Recent video super-resolution (VSR) approaches use deep neural networks to enhance low-quality input videos and recover visual detail, with diffusion-based methods in particular showing promising results. In this paper, we investigate whether existing video quality models can be used to assess the performance of these diffusion-based VSR methods, by comparing model predictions with results from a subjective test. The study compares six upscaling methods (Lanczos, Rhea, SCST, DOVE, SeedVR2, Starlight Mini) applied to both compressed (AV1 and DCVC-RT) and uncompressed low-resolution videos considering the play-out on a UHD-1/4K screen. A range of full- and no-reference quality models are used to assess their applicability to this new type of quality degradation, focusing on within-sequence performance.

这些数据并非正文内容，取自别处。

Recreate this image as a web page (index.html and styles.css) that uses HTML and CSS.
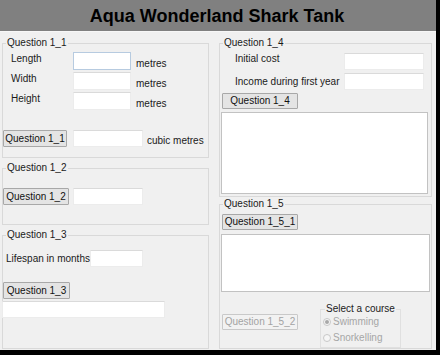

The results highlight that CNN-based full-reference models, such as LPIPS, DISTS, and CVQA-FR show significantly higher correlation coefficients than both conventional full- as well as the tested no-reference models. Most overestimate the overly sharp results of SCST, with VMAF mainly failing due to spatial inconsistencies introduced by Starlight Mini. None of the tested video quality models reach sufficient accuracy so as to replace complementary subjective testing. The reference, degraded and upscaled videos, as well as the user ratings and model scores are made available with the paper at https://github.com/Telecommunication-Telemedia-Assessment/AVT-VQDB-UHD-1-VSR as open data.